[WHAT NEEDS TO BE DONE]
Scan the records for the word "screenshot". Copy each line that includes it.

-------- DATA TO PROCESS --------

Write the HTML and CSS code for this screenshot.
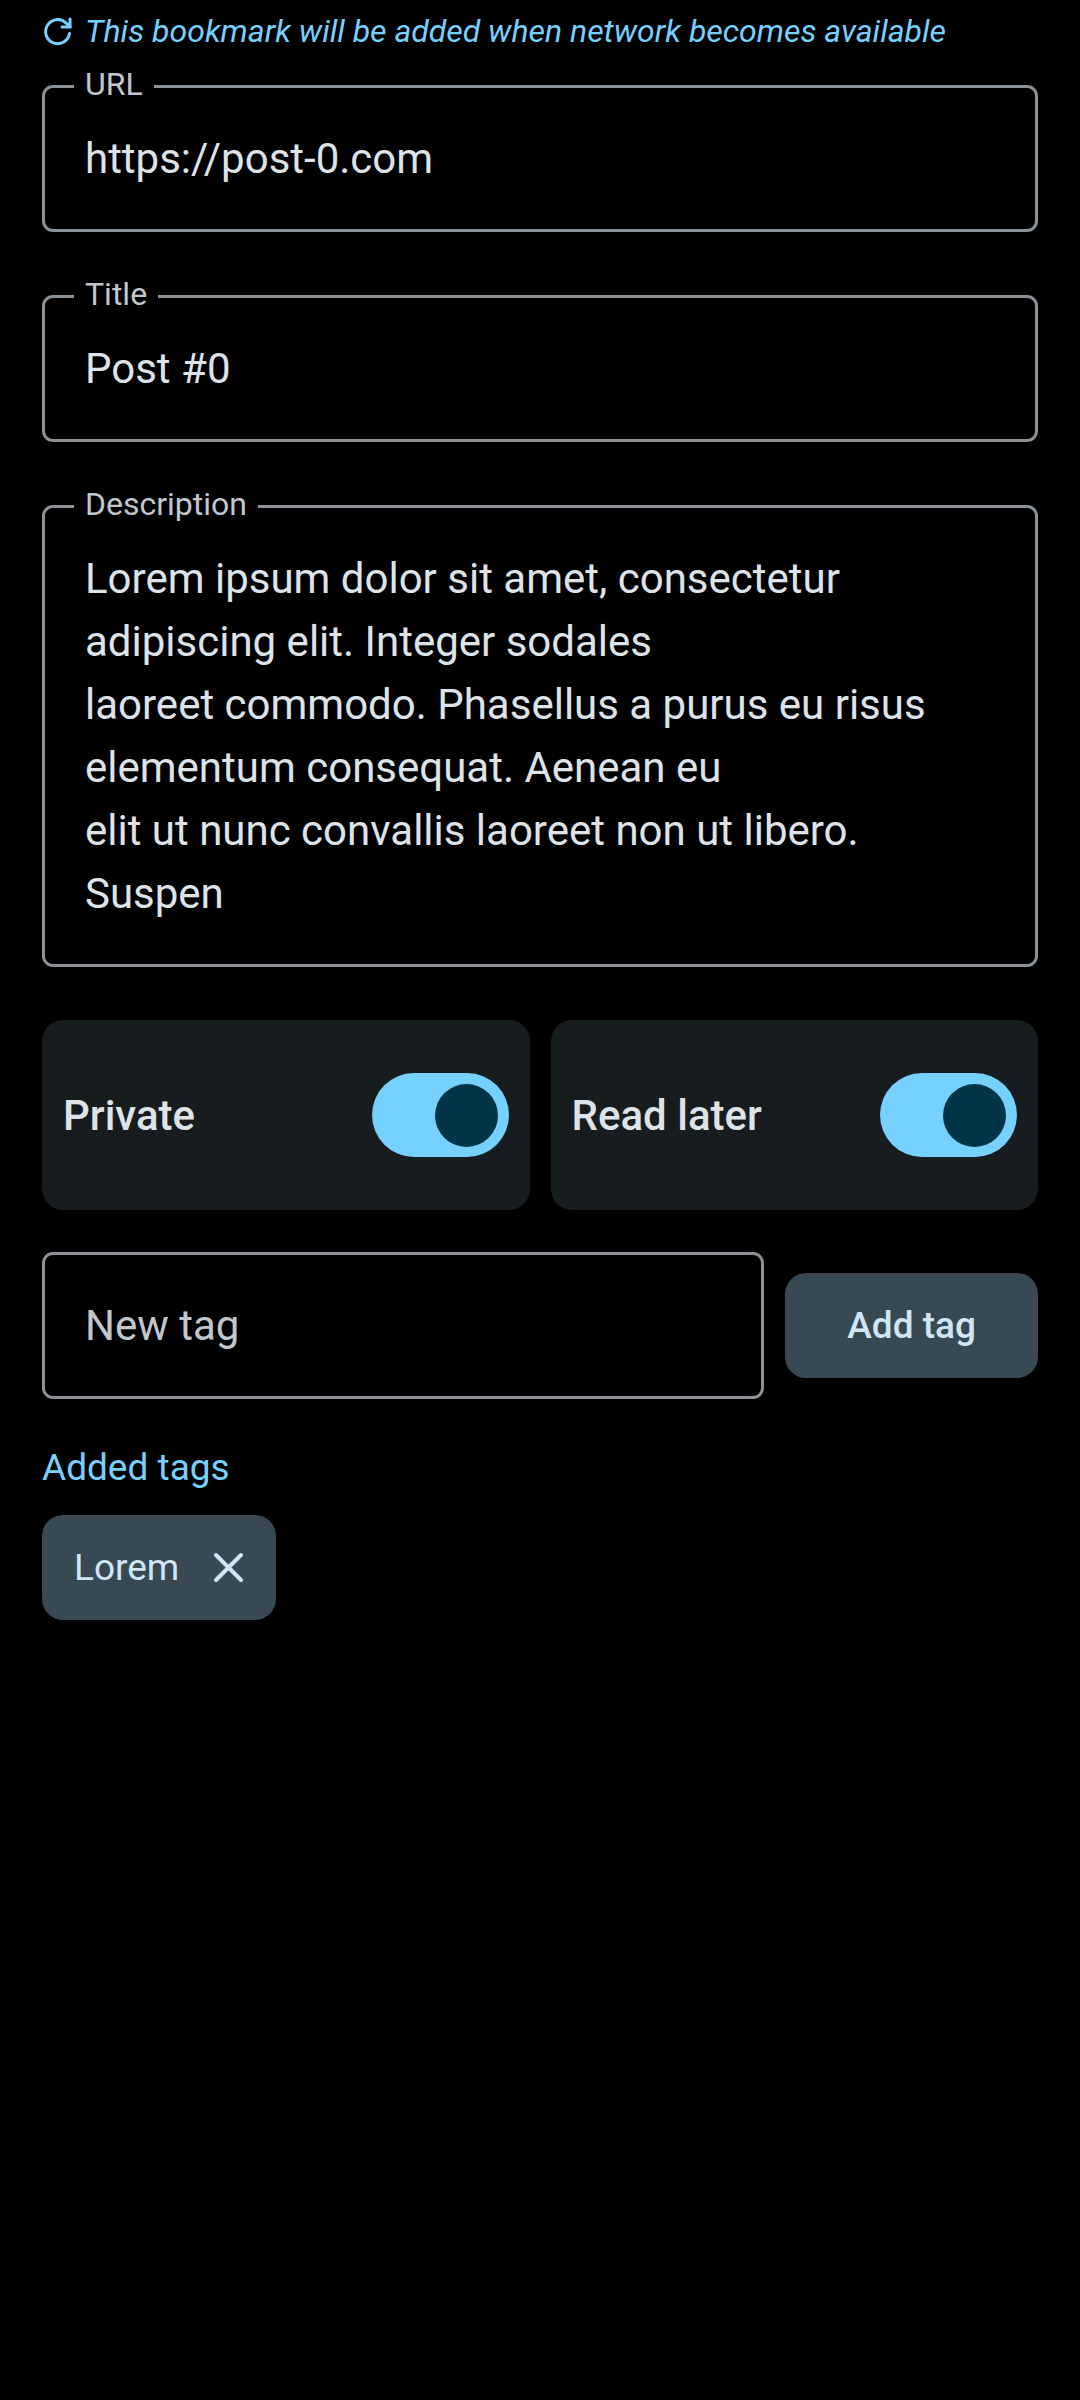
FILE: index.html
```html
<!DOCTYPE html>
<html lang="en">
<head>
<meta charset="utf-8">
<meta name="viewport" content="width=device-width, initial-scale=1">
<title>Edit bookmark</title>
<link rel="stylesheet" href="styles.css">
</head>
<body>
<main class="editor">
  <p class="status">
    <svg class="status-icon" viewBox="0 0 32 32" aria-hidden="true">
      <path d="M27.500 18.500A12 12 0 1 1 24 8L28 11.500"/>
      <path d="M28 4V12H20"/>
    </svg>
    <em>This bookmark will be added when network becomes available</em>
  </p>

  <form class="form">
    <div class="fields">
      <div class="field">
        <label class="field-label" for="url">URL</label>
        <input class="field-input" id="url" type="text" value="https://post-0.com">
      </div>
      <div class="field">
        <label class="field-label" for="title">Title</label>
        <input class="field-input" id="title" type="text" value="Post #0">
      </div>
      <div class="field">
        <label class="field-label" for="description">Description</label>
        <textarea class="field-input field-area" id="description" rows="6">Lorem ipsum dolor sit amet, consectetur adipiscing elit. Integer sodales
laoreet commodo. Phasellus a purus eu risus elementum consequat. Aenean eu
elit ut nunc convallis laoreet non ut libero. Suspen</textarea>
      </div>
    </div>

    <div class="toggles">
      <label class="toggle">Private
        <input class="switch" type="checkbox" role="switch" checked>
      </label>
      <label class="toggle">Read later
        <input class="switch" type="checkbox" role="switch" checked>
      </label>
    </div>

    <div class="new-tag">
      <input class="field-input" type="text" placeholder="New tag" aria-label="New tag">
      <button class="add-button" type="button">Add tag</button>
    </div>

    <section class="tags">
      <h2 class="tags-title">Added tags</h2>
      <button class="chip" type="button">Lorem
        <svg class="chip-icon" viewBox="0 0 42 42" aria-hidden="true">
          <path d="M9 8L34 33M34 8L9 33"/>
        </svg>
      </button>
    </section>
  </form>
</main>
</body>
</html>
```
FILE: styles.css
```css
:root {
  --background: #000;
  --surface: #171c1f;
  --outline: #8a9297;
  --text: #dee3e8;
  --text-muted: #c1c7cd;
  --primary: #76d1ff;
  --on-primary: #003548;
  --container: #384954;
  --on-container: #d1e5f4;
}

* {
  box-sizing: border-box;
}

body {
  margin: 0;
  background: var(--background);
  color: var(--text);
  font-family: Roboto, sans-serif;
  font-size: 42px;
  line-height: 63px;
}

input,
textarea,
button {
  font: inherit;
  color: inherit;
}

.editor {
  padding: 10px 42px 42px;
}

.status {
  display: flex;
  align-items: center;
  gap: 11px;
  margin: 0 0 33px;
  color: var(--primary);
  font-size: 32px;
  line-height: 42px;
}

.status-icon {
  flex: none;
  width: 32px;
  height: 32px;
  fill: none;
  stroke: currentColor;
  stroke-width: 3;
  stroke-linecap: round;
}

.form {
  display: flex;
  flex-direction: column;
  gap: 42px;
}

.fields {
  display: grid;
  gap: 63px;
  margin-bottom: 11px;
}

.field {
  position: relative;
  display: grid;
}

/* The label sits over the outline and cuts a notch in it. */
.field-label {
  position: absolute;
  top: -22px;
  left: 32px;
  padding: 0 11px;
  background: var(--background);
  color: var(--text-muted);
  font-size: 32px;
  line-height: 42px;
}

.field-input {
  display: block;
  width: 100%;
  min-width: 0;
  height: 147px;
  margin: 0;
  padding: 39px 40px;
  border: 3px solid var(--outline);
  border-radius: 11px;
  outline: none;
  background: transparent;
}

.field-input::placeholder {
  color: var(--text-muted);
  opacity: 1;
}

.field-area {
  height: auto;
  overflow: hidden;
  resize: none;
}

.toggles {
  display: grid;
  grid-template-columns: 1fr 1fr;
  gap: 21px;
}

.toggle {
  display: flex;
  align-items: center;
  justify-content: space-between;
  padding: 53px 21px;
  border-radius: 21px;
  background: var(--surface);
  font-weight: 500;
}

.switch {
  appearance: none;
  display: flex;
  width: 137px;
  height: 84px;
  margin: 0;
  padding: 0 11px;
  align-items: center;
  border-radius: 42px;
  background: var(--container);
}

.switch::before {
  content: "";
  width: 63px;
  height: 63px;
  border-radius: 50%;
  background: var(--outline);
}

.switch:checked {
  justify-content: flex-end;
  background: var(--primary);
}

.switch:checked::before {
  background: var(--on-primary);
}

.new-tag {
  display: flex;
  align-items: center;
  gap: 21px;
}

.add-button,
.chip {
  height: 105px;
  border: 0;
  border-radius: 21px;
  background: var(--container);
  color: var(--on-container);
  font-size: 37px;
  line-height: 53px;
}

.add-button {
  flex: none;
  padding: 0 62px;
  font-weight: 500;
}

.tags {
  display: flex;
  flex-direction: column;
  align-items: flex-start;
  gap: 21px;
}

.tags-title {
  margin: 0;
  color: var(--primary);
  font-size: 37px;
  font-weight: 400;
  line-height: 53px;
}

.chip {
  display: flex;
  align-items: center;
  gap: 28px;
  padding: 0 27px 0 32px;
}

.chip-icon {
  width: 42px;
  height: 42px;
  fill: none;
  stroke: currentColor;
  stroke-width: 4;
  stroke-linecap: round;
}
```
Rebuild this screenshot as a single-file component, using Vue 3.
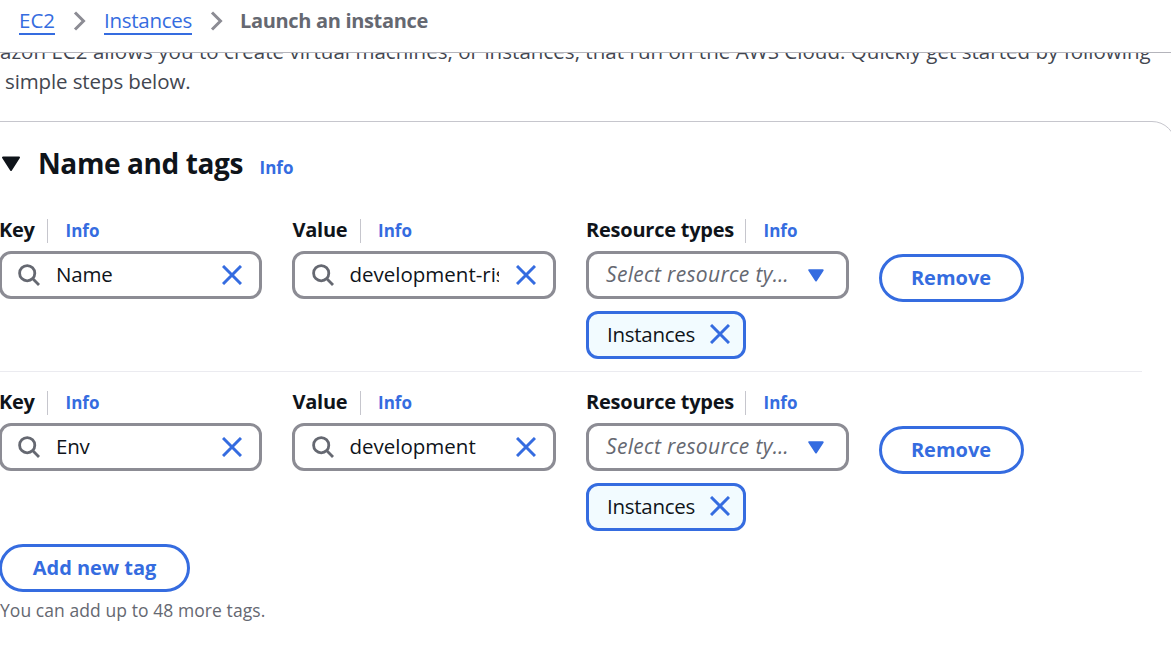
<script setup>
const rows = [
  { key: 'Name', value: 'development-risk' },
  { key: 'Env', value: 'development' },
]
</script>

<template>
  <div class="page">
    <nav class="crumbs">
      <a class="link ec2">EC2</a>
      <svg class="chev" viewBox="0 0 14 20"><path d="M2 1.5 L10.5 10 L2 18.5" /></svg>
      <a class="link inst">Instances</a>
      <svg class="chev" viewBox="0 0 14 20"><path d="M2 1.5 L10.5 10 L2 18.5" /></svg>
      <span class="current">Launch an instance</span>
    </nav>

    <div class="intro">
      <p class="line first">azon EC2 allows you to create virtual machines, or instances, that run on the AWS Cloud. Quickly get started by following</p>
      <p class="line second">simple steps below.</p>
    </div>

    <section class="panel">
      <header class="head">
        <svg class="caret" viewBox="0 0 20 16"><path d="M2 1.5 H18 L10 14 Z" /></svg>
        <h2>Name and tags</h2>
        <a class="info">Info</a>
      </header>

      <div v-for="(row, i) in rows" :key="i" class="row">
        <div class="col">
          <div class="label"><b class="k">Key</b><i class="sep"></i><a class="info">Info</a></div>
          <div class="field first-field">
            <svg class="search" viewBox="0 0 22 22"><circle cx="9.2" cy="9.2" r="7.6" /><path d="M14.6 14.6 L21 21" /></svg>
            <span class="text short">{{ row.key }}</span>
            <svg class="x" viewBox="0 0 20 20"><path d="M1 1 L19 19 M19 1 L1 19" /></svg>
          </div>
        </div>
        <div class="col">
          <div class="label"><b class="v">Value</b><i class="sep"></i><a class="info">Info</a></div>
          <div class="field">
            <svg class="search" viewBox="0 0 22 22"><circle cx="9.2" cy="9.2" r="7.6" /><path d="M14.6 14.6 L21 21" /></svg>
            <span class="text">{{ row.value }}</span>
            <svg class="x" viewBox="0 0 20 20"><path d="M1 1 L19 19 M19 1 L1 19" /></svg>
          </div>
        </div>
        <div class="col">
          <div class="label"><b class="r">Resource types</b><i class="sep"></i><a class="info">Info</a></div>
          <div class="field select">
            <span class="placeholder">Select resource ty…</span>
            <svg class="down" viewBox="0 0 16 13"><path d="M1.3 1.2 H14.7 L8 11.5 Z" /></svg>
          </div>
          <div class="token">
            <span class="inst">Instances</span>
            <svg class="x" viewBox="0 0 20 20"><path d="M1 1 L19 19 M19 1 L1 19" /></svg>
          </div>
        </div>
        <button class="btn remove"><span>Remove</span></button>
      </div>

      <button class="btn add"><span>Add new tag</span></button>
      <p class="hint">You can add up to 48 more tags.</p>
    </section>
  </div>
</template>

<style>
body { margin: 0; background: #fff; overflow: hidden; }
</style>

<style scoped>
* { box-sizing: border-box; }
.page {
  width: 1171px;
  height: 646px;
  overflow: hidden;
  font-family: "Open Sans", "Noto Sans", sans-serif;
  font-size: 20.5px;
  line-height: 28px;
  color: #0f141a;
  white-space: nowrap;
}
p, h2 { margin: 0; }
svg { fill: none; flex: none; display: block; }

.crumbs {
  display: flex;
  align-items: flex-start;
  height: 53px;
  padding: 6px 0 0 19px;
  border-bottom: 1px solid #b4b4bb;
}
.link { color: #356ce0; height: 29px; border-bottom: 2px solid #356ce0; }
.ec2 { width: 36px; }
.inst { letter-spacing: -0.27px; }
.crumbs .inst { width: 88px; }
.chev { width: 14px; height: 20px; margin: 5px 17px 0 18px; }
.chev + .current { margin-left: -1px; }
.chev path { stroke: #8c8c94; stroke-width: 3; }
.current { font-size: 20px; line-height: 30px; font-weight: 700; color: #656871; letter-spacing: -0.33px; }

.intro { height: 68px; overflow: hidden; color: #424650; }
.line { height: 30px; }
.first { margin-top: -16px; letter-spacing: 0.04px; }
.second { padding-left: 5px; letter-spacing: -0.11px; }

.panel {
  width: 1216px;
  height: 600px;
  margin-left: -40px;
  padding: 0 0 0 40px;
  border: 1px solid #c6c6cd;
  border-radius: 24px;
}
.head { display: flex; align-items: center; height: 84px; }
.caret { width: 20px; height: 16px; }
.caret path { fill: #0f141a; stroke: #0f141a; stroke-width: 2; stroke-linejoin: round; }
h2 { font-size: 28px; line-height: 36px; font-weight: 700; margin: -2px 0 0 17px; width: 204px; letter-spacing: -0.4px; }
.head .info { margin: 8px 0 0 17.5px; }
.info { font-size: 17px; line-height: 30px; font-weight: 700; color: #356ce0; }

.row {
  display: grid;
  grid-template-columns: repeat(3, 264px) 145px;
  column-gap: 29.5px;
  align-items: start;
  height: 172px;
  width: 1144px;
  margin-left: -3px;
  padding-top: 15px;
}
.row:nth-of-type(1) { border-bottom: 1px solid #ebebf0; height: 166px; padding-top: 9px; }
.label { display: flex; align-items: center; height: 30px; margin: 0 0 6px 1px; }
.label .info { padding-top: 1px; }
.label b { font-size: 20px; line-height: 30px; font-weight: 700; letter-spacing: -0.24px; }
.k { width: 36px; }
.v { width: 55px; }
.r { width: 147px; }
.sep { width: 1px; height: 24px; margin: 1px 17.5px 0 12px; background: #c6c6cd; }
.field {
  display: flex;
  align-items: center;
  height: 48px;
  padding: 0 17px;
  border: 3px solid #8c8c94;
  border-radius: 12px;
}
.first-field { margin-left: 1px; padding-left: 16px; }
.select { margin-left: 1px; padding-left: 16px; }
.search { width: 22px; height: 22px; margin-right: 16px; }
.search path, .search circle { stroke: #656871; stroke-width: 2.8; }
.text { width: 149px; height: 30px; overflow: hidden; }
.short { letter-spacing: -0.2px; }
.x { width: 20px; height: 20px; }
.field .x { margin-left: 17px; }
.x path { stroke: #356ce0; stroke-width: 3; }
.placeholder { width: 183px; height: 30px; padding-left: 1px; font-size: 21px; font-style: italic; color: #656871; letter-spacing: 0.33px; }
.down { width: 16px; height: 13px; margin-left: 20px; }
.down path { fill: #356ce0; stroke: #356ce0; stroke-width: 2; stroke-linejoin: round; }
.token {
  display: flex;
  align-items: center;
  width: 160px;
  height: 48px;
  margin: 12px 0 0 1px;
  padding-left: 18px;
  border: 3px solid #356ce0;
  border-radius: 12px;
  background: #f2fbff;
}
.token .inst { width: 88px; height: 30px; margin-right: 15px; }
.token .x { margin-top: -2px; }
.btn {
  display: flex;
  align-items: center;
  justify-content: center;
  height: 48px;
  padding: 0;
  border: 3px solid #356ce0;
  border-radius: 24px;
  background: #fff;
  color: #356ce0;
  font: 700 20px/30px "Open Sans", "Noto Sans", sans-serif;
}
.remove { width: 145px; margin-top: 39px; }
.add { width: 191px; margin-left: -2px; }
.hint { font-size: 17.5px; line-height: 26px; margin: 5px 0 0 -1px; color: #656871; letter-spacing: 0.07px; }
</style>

--------

[WRITTEN SOLUTION]
Write the HTML and CSS code for this screenshot.
Rebuild this screenshot as a single-file component, using Vue 3.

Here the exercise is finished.